Effect of Vaginal Mesh Hysteropexy vs Vaginal Hysterectomy With Uterosacral Ligament Suspension on Treatment Failure at 3 Years

Nager CW, Visco AG, Richter HE, Rardin CR, Rogers RG, et al. · Pelvic Floor Disorders Network
DOI: 10.1001/jama.2019.12812 · NCT01802281
Design
RCT
Patients (ITT)
175
Sites
9 US centers
Follow-up
3 years
Completion
97%
Randomized Arms
Arm A · n = 88
Mesh Hysteropexy
Uphold LITE transvaginal mesh (Boston Scientific)
Arm B · n = 87
Hysterectomy + USLS
Vaginal hysterectomy with uterosacral ligament suspension
Primary Outcome: Composite Failure at 36 Months
24%
Hysteropexy Failure
95% CI 14%–33%
36%
Hysterectomy Failure
95% CI 24%–47%
aHR 0.61
95% CI 0.37–1.02
P = .06 — Not significant
Key Comparisons
Operative Time (min)
Hysteropexy
111.5
Hysterectomy
156.7
P < .001
PGI-I “Much / Very Much Better”
Hysteropexy
90%
Hysterectomy
89%
P = .93
Differential Adverse Events
Higher with Hysteropexy
Mesh exposure: 8% vs 0%
Dyspareunia: 10% vs 2% (P = .03)
Higher with Hysterectomy
Ureteral kinking: 7% vs 0% (P = .01)
Granulation tissue: 11% vs 1% (P = .005)
Suture exposure: 21% vs 3% (P < .001)
Note: Primary endpoint did not reach statistical significance (P = .06). Point estimate consistently favored hysteropexy, but the confidence interval was wide.

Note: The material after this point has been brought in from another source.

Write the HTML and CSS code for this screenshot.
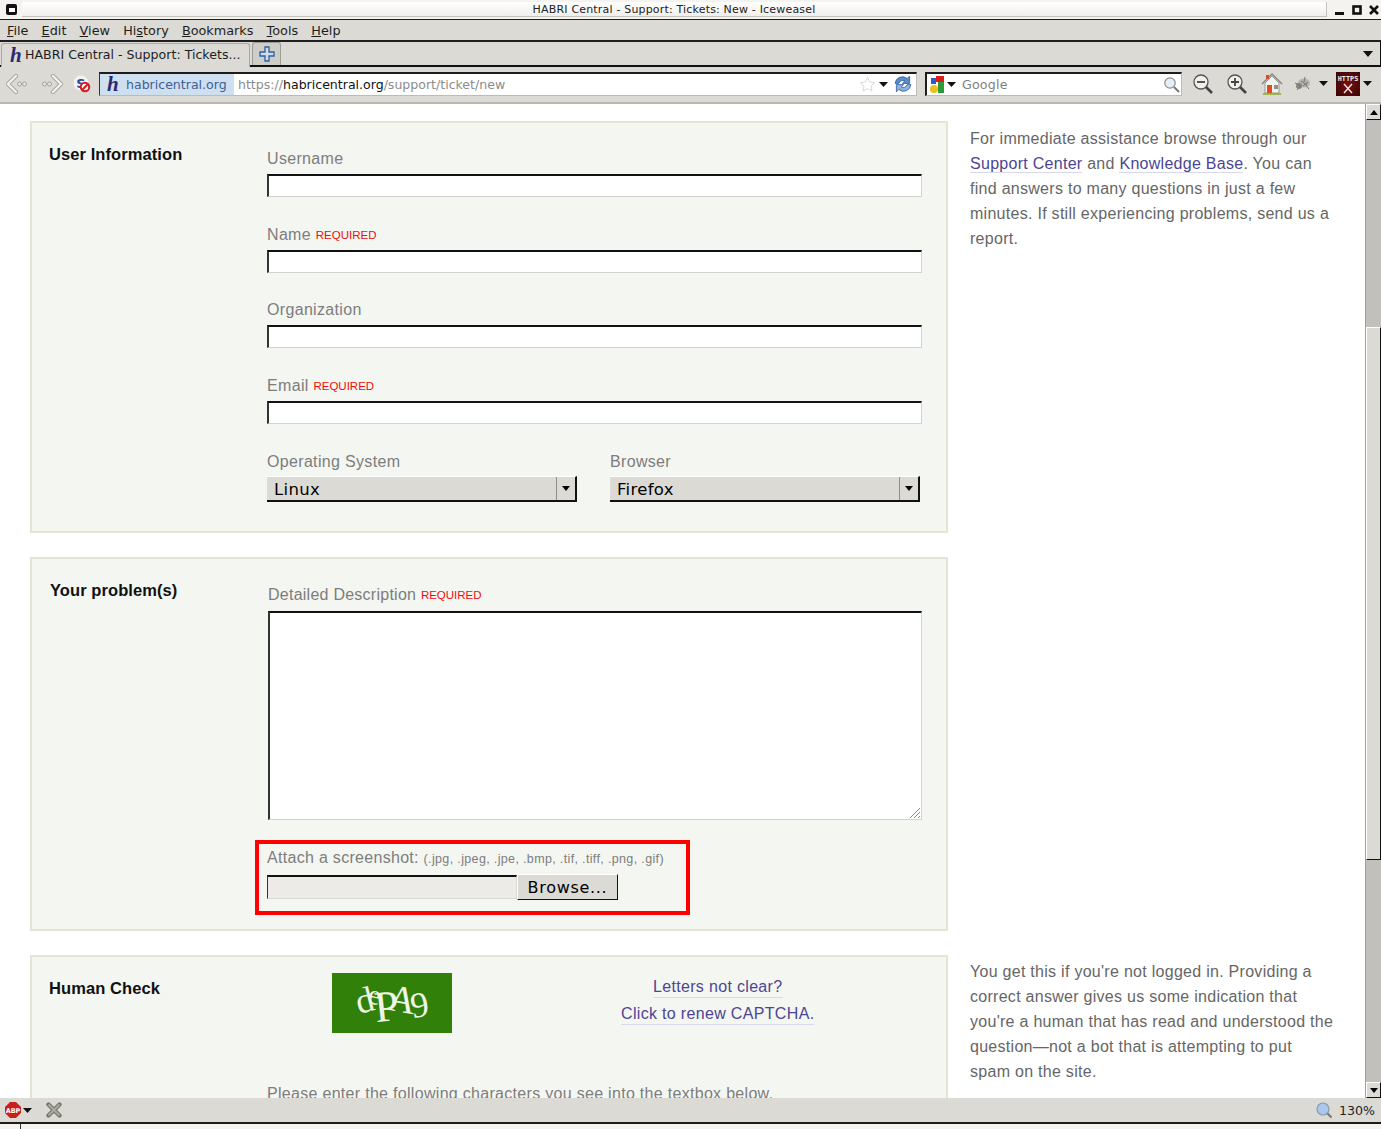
FILE: index.html
```html
<!DOCTYPE html>
<html lang="en">
<head>
<meta charset="utf-8">
<title>HABRI Central - Support: Tickets: New - Iceweasel</title>
<link rel="stylesheet" href="styles.css">
</head>
<body>
<div class="window">
  <header class="titlebar">
    <span class="wm-menu"><span></span></span>
    <div class="title-text">HABRI Central - Support: Tickets: New - Iceweasel</div>
    <div class="wm-buttons">
      <svg width="14" height="14" viewBox="0 0 14 14"><rect x="2" y="9" width="9" height="3" fill="#111"/></svg>
      <svg width="14" height="14" viewBox="0 0 14 14"><rect x="3.5" y="3.5" width="7" height="7" fill="none" stroke="#111" stroke-width="2.6"/></svg>
      <svg width="14" height="14" viewBox="0 0 14 14"><path d="M3 3l8 8M11 3l-8 8" stroke="#111" stroke-width="2.6"/></svg>
    </div>
  </header>
  <nav class="menubar">
    <span><u>F</u>ile</span><span><u>E</u>dit</span><span><u>V</u>iew</span><span>Hi<u>s</u>tory</span><span><u>B</u>ookmarks</span><span><u>T</u>ools</span><span><u>H</u>elp</span>
  </nav>
  <div class="tabbar">
    <div class="tab"><span class="h-logo">h</span><span>HABRI Central - Support: Tickets...</span></div>
    <div class="newtab">
      <svg width="16" height="16" viewBox="0 0 16 16"><path d="M6 1h4v5h5v4h-5v5H6v-5H1V6h5z" fill="#cfdcec" stroke="#2f5f9f" stroke-width="1.3"/></svg>
    </div>
    <svg class="tab-arrow" width="10" height="6" viewBox="0 0 10 6"><path d="M0 0h10L5 6z" fill="#111"/></svg>
  </div>
  <div class="navbar">
    <svg class="nav-back" width="22" height="20" viewBox="0 0 22 20"><path d="M10 2L2 10l8 8" fill="none" stroke="#a8a7a1" stroke-width="4.200" stroke-linejoin="round" stroke-linecap="round"/><path d="M10 2L2 10l8 8" fill="none" stroke="#f4f4f1" stroke-width="2.200" stroke-linecap="round"/><circle cx="13.500" cy="10" r="2" fill="#e8e7e3" stroke="#a3a29c"/><circle cx="18.500" cy="10" r="2" fill="#e8e7e3" stroke="#a3a29c"/></svg>
    <svg class="nav-fwd" width="22" height="20" viewBox="0 0 22 20"><path d="M12 2l8 8-8 8" fill="none" stroke="#a8a7a1" stroke-width="4.200" stroke-linejoin="round" stroke-linecap="round"/><path d="M12 2l8 8-8 8" fill="none" stroke="#f4f4f1" stroke-width="2.200" stroke-linecap="round"/><circle cx="3.500" cy="10" r="2" fill="#e8e7e3" stroke="#a3a29c"/><circle cx="8.500" cy="10" r="2" fill="#e8e7e3" stroke="#a3a29c"/></svg>
    <svg class="nav-noscript" width="18" height="18" viewBox="0 0 18 18"><circle cx="8" cy="8" r="7.500" fill="#f4f4f4"/><text x="8" y="13" text-anchor="middle" class="ns-letter">S</text><circle cx="12" cy="12" r="4.200" fill="#fff" stroke="#d81920" stroke-width="2"/><path d="M9 15l6-6" stroke="#d81920" stroke-width="2"/></svg>
    <div class="urlbar">
      <div class="identity"><span class="h-logo">h</span><span>habricentral.org</span></div>
      <div class="url"><span class="dim">https://</span>habricentral.org<span class="dim">/support/ticket/new</span></div>
      <svg width="17" height="17" viewBox="0 0 18 18"><path d="M9 1.500l2.300 4.900 5.200.7-3.800 3.600 1 5.300L9 13.400 4.300 16l1-5.300-3.800-3.600 5.200-.7z" fill="#fff" stroke="#d6d6d2"/></svg>
      <svg class="dd url-dd" width="9" height="5" viewBox="0 0 9 5"><path d="M0 0h9L4.500 5z" fill="#111"/></svg>
      <svg class="reload" width="18" height="18" viewBox="1 1 15 15"><path d="M2 8a6 6 0 0 1 10-4l2-2v6H8l2-2a3.500 3.500 0 0 0-5 2z" fill="#5a8ccc" stroke="#2f5f9f" stroke-width=".7"/><path d="M15 9a6 6 0 0 1-10 4l-2 2V9h6l-2 2a3.500 3.500 0 0 0 5-2z" fill="#8fb2de" stroke="#2f5f9f" stroke-width=".7"/></svg>
    </div>
    <div class="searchbar">
      <svg width="16" height="19" viewBox="0 0 16 19"><rect x="7" y="1" width="8" height="6" fill="#dd1c1c"/><rect x="2" y="3" width="5" height="6" fill="#2a5fc0"/><rect x="9" y="7" width="6" height="11" fill="#2f9a3a"/><ellipse cx="5" cy="14" rx="4" ry="4" fill="#e9c01e"/></svg>
      <svg class="dd" width="9" height="5" viewBox="0 0 9 5"><path d="M0 0h9L4.500 5z" fill="#111"/></svg>
      <span class="search-text">Google</span>
      <svg width="17" height="17" viewBox="0 0 17 17"><circle cx="7" cy="7" r="5.200" fill="#e8eef5" stroke="#8c8c8c" stroke-width="1.200"/><path d="M11 11l5 5" stroke="#777" stroke-width="2"/></svg>
    </div>
    <svg class="tool zoom-out" width="22" height="22" viewBox="0 0 22 22"><circle cx="9" cy="9" r="7" fill="#f1f0ec" stroke="#555" stroke-width="1.300"/><path d="M5 9h8" stroke="#444" stroke-width="1.800"/><path d="M14 14l6 6" stroke="#444" stroke-width="2.600"/></svg>
    <svg class="tool zoom-in" width="22" height="22" viewBox="0 0 22 22"><circle cx="9" cy="9" r="7" fill="#f1f0ec" stroke="#555" stroke-width="1.300"/><path d="M5 9h8M9 5v8" stroke="#444" stroke-width="1.800"/><path d="M14 14l6 6" stroke="#444" stroke-width="2.600"/></svg>
    <svg class="tool home" width="22" height="22" viewBox="0 0 22 22"><path d="M1 11L11 1l10 10" fill="none" stroke="#8a8a84" stroke-width="1.500"/><path d="M4 10l7-7 7 7v10H4z" fill="#f2f2ee" stroke="#9a9a94"/><rect x="5" y="2" width="3" height="4" fill="#c9552a"/><rect x="6" y="12" width="5" height="8" fill="#d8501a"/><rect x="13" y="12" width="4" height="4" fill="#8f908c"/><path d="M2 21h18" stroke="#8fae2e" stroke-width="1.600"/></svg>
    <svg class="tool bug" width="18" height="18" viewBox="0 0 18 18"><ellipse cx="10" cy="8" rx="6" ry="4.500" fill="#b5b5b0"/><circle cx="5" cy="11" r="3" fill="#85857f"/><path d="M1 8l5 2M3 15l4-4M11 2l-1 5M15 14l-4-5M7 6l6 4M9 11l5-4" stroke="#777772"/></svg>
    <svg class="dd bug-dd" width="9" height="5" viewBox="0 0 9 5"><path d="M0 0h9L4.500 5z" fill="#111"/></svg>
    <div class="https-box"><span>HTTPS</span>
      <svg width="12" height="11" viewBox="0 0 12 11"><path d="M2 1l8 9M10 1l-8 9" stroke="#e8dede" stroke-width="1.500"/></svg>
    </div>
    <svg class="dd" width="9" height="5" viewBox="0 0 9 5"><path d="M0 0h9L4.500 5z" fill="#111"/></svg>
  </div>

  <div class="viewport">
    <main class="page">
      <div class="row">
        <section class="card card-user">
          <h3 class="card-title">User Information</h3>
          <div class="fields">
            <label class="field">Username<span class="text-input"></span></label>
            <label class="field">Name <em>REQUIRED</em><span class="text-input"></span></label>
            <label class="field">Organization<span class="text-input"></span></label>
            <label class="field">Email <em>REQUIRED</em><span class="text-input"></span></label>
            <div class="selects">
              <label class="field-sel">Operating System<span class="select"><span class="sel-val">Linux</span><span class="sel-btn"><svg width="8" height="5" viewBox="0 0 8 5"><path d="M0 0h8L4 5z" fill="#000"/></svg></span></span></label>
              <label class="field-sel">Browser<span class="select"><span class="sel-val">Firefox</span><span class="sel-btn"><svg width="8" height="5" viewBox="0 0 8 5"><path d="M0 0h8L4 5z" fill="#000"/></svg></span></span></label>
            </div>
          </div>
        </section>
        <aside class="aside">For immediate assistance browse through our <a>Support Center</a> and <a>Knowledge Base</a>. You can find answers to many questions in just a few minutes. If still experiencing problems, send us a report.</aside>
      </div>

      <div class="row">
        <section class="card card-problem">
          <h3 class="card-title">Your problem(s)</h3>
          <div class="fields">
            <label class="field">Detailed Description <em>REQUIRED</em>
              <span class="textarea"><svg class="grip" width="12" height="12" viewBox="0 0 12 12"><path d="M11 1L1 11M11 5l-6 6M11 9l-2 2" stroke="#8a8a86"/></svg></span>
            </label>
            <div class="attach">
              <div class="attach-label">Attach a screenshot: <small>(.jpg, .jpeg, .jpe, .bmp, .tif, .tiff, .png, .gif)</small></div>
              <div class="file-row"><span class="file-input"></span><span class="browse">Browse...</span></div>
            </div>
          </div>
        </section>
      </div>

      <div class="row">
        <section class="card card-human">
          <h3 class="card-title">Human Check</h3>
          <div class="human-body">
            <div class="captcha-row">
              <div class="captcha"><span class="c1">d</span><span class="c2">e</span><span class="c3">P</span><span class="c4">A</span><span class="c5">9</span></div>
              <div class="renew"><a>Letters not clear?</a><a>Click to renew CAPTCHA.</a></div>
            </div>
            <p class="human-hint">Please enter the following characters you see into the textbox below.</p>
          </div>
        </section>
        <aside class="aside">You get this if you're not logged in. Providing a correct answer gives us some indication that you're a human that has read and understood the question—not a bot that is attempting to put spam on the site.</aside>
      </div>
    </main>
    <div class="scrollbar">
      <span class="sb-btn"><svg width="8" height="5" viewBox="0 0 8 5"><path d="M4 0l4 5H0z" fill="#000"/></svg></span>
      <span class="sb-track sb-before"></span>
      <span class="sb-thumb"></span>
      <span class="sb-track sb-after"></span>
      <span class="sb-btn"><svg width="8" height="5" viewBox="0 0 8 5"><path d="M0 0h8L4 5z" fill="#000"/></svg></span>
    </div>
  </div>

  <footer class="statusbar">
    <svg class="abp" width="16" height="16" viewBox="0 0 16 16"><path d="M5 0h6l5 5v6l-5 5H5l-5-5V5z" fill="#c9201c"/><text x="8" y="11" text-anchor="middle" class="abp-text">ABP</text></svg>
    <svg class="dd" width="9" height="5" viewBox="0 0 9 5"><path d="M0 0h9L4.500 5z" fill="#111"/></svg>
    <svg class="status-x" width="16" height="16" viewBox="0 0 16 16"><path d="M2.500 2.500l11 11M13.500 2.500l-11 11" stroke="#77776f" stroke-width="4.400" stroke-linecap="round"/><path d="M2.500 2.500l11 11M13.500 2.500l-11 11" stroke="#a9a9a2" stroke-width="2"/></svg>
    <svg class="status-zoom" width="17" height="17" viewBox="0 0 17 17"><circle cx="7" cy="7" r="6" fill="#a9c8ec" stroke="#8b9bad" stroke-width="1.200"/><path d="M11.500 11.500l4 4" stroke="#777" stroke-width="2.200"/></svg>
    <span class="status-zoom-text">130%</span>
  </footer>
  <div class="bottom-strip"><span></span></div>
</div>
</body>
</html>
```

FILE: styles.css
```css
* { box-sizing: border-box; }
html, body { margin: 0; padding: 0; height: 100%; overflow: hidden; background: #fff; }
a { color: #4c4593; border-bottom: 1px solid #d9d8ea; }
.window { width: 1381px; height: 1129px; display: flex; flex-direction: column; font-family: "DejaVu Sans", sans-serif; color: #111; }

.titlebar { height: 19px; display: flex; align-items: center; background: #f4f3f0; padding: 2px 0 2px 6px; }
.wm-menu { width: 11px; height: 11px; background: #111; border-radius: 2px; display: flex; align-items: center; justify-content: center; margin-right: 5px; flex: none; }
.wm-menu span { width: 6px; height: 4px; background: #fff; }
.title-text { flex: 1; height: 15px; text-align: center; font-size: 11px; line-height: 15px; color: #222; background: linear-gradient(#fff, #f0efec); border-bottom: 1px solid #c4c3bd; border-right: 1px solid #c4c3bd; letter-spacing: .18px; }
.wm-buttons { display: flex; width: 54px; padding-left: 6px; gap: 3px; }
.wm-buttons svg { flex: none; }

.menubar { height: 23px; display: flex; gap: 13.2px; align-items: center; padding: 0 7px; background: #dcdad5; border-top: 1px solid #1f1f1f; border-bottom: 2px solid #1f1f1f; font-size: 12.8px; color: #1e1e1e; }
.tabbar { height: 25px; display: flex; align-items: flex-end; background: #dcdad5; border-bottom: 2px solid #111; padding-left: 1px; position: relative; border-right: 1px solid #111; }
.tab { width: 249px; height: 24px; margin-bottom: -2px; display: flex; align-items: center; gap: 4px; padding: 0 8px 2px; background: #dcdad5; border: 1px solid #aaa9a3; border-bottom: none; border-radius: 3px 3px 0 0; font-size: 12.6px; color: #1e1e1e; position: relative; white-space: nowrap; }
.newtab { width: 29px; height: 23px; margin-left: 2px; display: flex; align-items: center; justify-content: center; background: #cfcdc8; border: 1px solid #9d9c96; border-bottom: none; border-radius: 3px 3px 0 0; }
.tab-arrow { position: absolute; right: 7px; top: 9px; }
.h-logo { font-family: "Liberation Serif", serif; font-style: italic; font-weight: bold; font-size: 21px; line-height: 16px; color: #2a2a72; width: 11px; }

.navbar { height: 37px; display: flex; align-items: center; background: #dcdad5; border-bottom: 2px solid #b8b7b1; padding: 0 5px 2px 6px; }
.nav-back { margin-right: 13px; flex: none; }
.nav-fwd { margin-right: 10px; flex: none; }
.nav-noscript { margin-right: 8px; flex: none; }
.ns-letter { font-family: "DejaVu Sans", sans-serif; font-weight: bold; font-size: 13px; fill: #234a9a; }
.urlbar { width: 818px; height: 24px; display: flex; align-items: center; background: #fff; border: 1px solid #bbb; border-top: 2px solid #1d1d1d; border-left: 1px solid #333; font-size: 12.55px; padding-right: 4px; gap: 3px; flex: none; }
.identity { height: 100%; width: 134px; flex: none; display: flex; align-items: center; gap: 8px; padding-left: 7px; background: #cedff0; color: #3c5f97; }
.url { flex: 1; padding-left: 1px; color: #111; white-space: nowrap; }
.url-dd { margin-right: 3px; }
.dim { color: #8c8c8c; }
.dd { flex: none; }
.searchbar { width: 257px; height: 24px; margin-left: 8px; flex: none; display: flex; align-items: center; background: #fff; border: 1px solid #bbb; border-top: 2px solid #1d1d1d; border-left: 2px solid #1d1d1d; gap: 2px; padding-left: 2px; padding-right: 1px; font-size: 12.6px; }
.search-text { flex: 1; padding-left: 4px; color: #7f7f7f; letter-spacing: .2px; }
.tool { flex: none; }
.zoom-out { margin-left: 10px; }
.zoom-in { margin-left: 12px; }
.home { margin-left: 13px; }
.bug { margin-left: 11px; }
.bug-dd { margin-left: 7px; }
.https-box { width: 24px; height: 24px; flex: none; margin: 0 3px 0 8px; background: radial-gradient(circle, #7a0d0d, #3a0606); display: flex; flex-direction: column; align-items: center; color: #eee; font-family: "DejaVu Sans Mono", monospace; font-size: 6.8px; font-weight: bold; line-height: 8px; padding-top: 3px; }

.viewport { flex: 1; min-height: 0; display: flex; background: #fff; overflow: hidden; }
.page { flex: 1; min-width: 0; display: flex; flex-direction: column; gap: 24px; padding: 17px 0 0 30px; font-family: "Liberation Sans", Arial, sans-serif; }
.row { display: flex; flex: none; }
.card { width: 918px; flex: none; display: flex; background: #f4f6f1; border: 2px solid #e1e5d2; }
.card-user { height: 412px; padding: 21px 24px 0 17px; }
.card-problem { height: 374px; padding: 21px 24px 0 18px; }
.card-human { height: 260px; padding: 21px 24px 0 17px; }
.card-title { width: 218px; flex: none; margin: 0; font-size: 16.5px; line-height: 20px; font-weight: bold; color: #111; letter-spacing: .08px; }
.fields { flex: 1; min-width: 0; }
.field { display: block; font-size: 16px; line-height: 20px; color: #7d7d7d; letter-spacing: .33px; padding-top: 5px; margin-bottom: 22.67px; }
.card-problem .field { margin-bottom: 20px; letter-spacing: .25px; }
.field em { font-style: normal; font-size: 11.5px; color: #ef0d0d; letter-spacing: 0; vertical-align: 1.5px; line-height: 1; }
.text-input { display: block; height: 23px; margin-top: 5px; background: #fff; border: 1px solid #d3d2cc; border-top: 2px solid #111; border-left: 2px solid #333; }
.selects { display: flex; gap: 33px; margin-top: 28px; }
.field-sel { display: block; width: 310px; font-size: 16px; line-height: 20px; color: #7d7d7d; letter-spacing: .33px; }
.select { display: flex; height: 26px; margin-top: 4px; background: #dcdad5; border-top: 1px solid #fff; border-right: 2px solid #111; border-bottom: 2px solid #111; align-items: center; }
.sel-val { flex: 1; padding: 3px 0 0 7px; font-family: "DejaVu Sans", sans-serif; font-size: 16.5px; color: #000; letter-spacing: .3px; }
.sel-btn { width: 19px; height: 100%; display: flex; align-items: center; justify-content: center; border-left: 1px solid #8f8e88; }
.textarea { display: block; position: relative; height: 209px; margin-top: 6px; background: #fff; border: 1px solid #d3d2cc; border-top: 2px solid #111; border-left: 2px solid #333; }
.grip { position: absolute; right: 0; bottom: 0; }
.attach { width: 435px; height: 75px; margin-left: -13px; padding: 4px 0 0 8px; border: 4px solid #ff0000; }
.attach-label { font-size: 16px; line-height: 20px; color: #7d7d7d; letter-spacing: .3px; white-space: nowrap; }
.attach-label small { font-size: 12.5px; letter-spacing: .35px; }
.file-row { display: flex; align-items: center; margin-top: 5px; }
.file-input { width: 250px; height: 24px; background: #edebe7; border: 1px solid #d9d8d2; border-top: 2px solid #111; border-left: 1px solid #333; }
.browse { width: 101px; height: 26px; text-align: center; background: #dcdad5; border-top: 1px solid #fff; border-left: 1px solid #fff; border-right: 1px solid #111; border-bottom: 1px solid #111; font-family: "DejaVu Sans", sans-serif; font-size: 16px; line-height: 26px; color: #000; letter-spacing: .7px; }

.human-body { flex: 1; min-width: 0; }
.captcha-row { display: flex; margin-top: -5px; padding-left: 65px; }
.captcha { width: 120px; height: 60px; flex: none; background: #31800a; display: flex; align-items: center; justify-content: center; overflow: hidden; font-family: "Liberation Serif", serif; color: #eef5e6; padding-bottom: 2px; }
.captcha span { display: inline-block; }
.c1 { font-size: 36px; transform: rotate(-14deg) translateY(-2px); }
.c2 { font-size: 28px; margin-left: -7px; transform: rotate(12deg) translateY(-7px); }
.c3 { font-size: 44px; margin-left: -6px; transform: rotate(-6deg) translateY(4px); }
.c4 { font-size: 38px; margin-left: -10px; transform: rotate(10deg) translateY(-3px); }
.c5 { font-size: 36px; margin-left: -6px; transform: rotate(-10deg) translateY(3px); }
.renew { margin-left: 169px; display: flex; flex-direction: column; align-items: center; font-size: 16px; line-height: 20px; letter-spacing: .33px; gap: 6px; padding-top: 4px; }
.renew a { display: block; }
.human-hint { margin: 51px 0 0; font-size: 16px; line-height: 20px; color: #7d7d7d; letter-spacing: .3px; white-space: nowrap; }

.aside { width: 388px; flex: none; padding: 5px 0 0 22px; font-size: 16px; line-height: 25px; color: #666; letter-spacing: .28px; }
.card-human + .aside { padding-top: 4px; }

.scrollbar { width: 16px; flex: none; display: flex; flex-direction: column; background: #c2c0ba; border-left: 1px solid #a09f99; }
.sb-btn { height: 16px; flex: none; display: flex; align-items: center; justify-content: center; background: #dcdad5; border-top: 1px solid #fff; border-left: 1px solid #fff; border-right: 1px solid #111; border-bottom: 1px solid #111; }
.sb-before { height: 207px; flex: none; background: #c2c0ba; }
.sb-thumb { height: 533px; flex: none; background: #dcdad5; border-top: 1px solid #fff; border-left: 1px solid #fff; border-right: 1px solid #111; border-bottom: 1px solid #111; }
.sb-after { flex: 1; background: #c2c0ba; }

.statusbar { height: 26px; flex: none; display: flex; align-items: center; background: #dcdad5; border-bottom: 2px solid #1d1d1d; padding: 0 6px 0 5px; font-size: 12.6px; color: #222; position: relative; }
.abp { flex: none; }
.abp-text { font-family: "DejaVu Sans", sans-serif; font-size: 6.5px; font-weight: bold; fill: #fff; }
.statusbar .dd { margin-left: 2px; }
.status-x { margin-left: 14px; flex: none; }
.status-zoom { margin-left: auto; flex: none; }
.status-zoom-text { margin-left: 6px; }
.bottom-strip { height: 5px; flex: none; background: #f4f3f0; padding-left: 20px; }
.bottom-strip span { display: block; width: 1px; height: 5px; background: #333; }
```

The Uphold LITE mesh was removed from the US market by FDA order in April 2019. The 5-year follow-up (E-SUPeR, Nager 2021) did reach statistical significance.
Clinical Bottom Line

Vaginal mesh hysteropexy with Uphold LITE showed a trend toward lower composite failure than hysterectomy + USLS at 3 years (24% vs 36%), with shorter OR time, but did not reach statistical significance. Mesh exposure rate was 8% (none requiring reoperation). The FDA removed this device from market in 2019.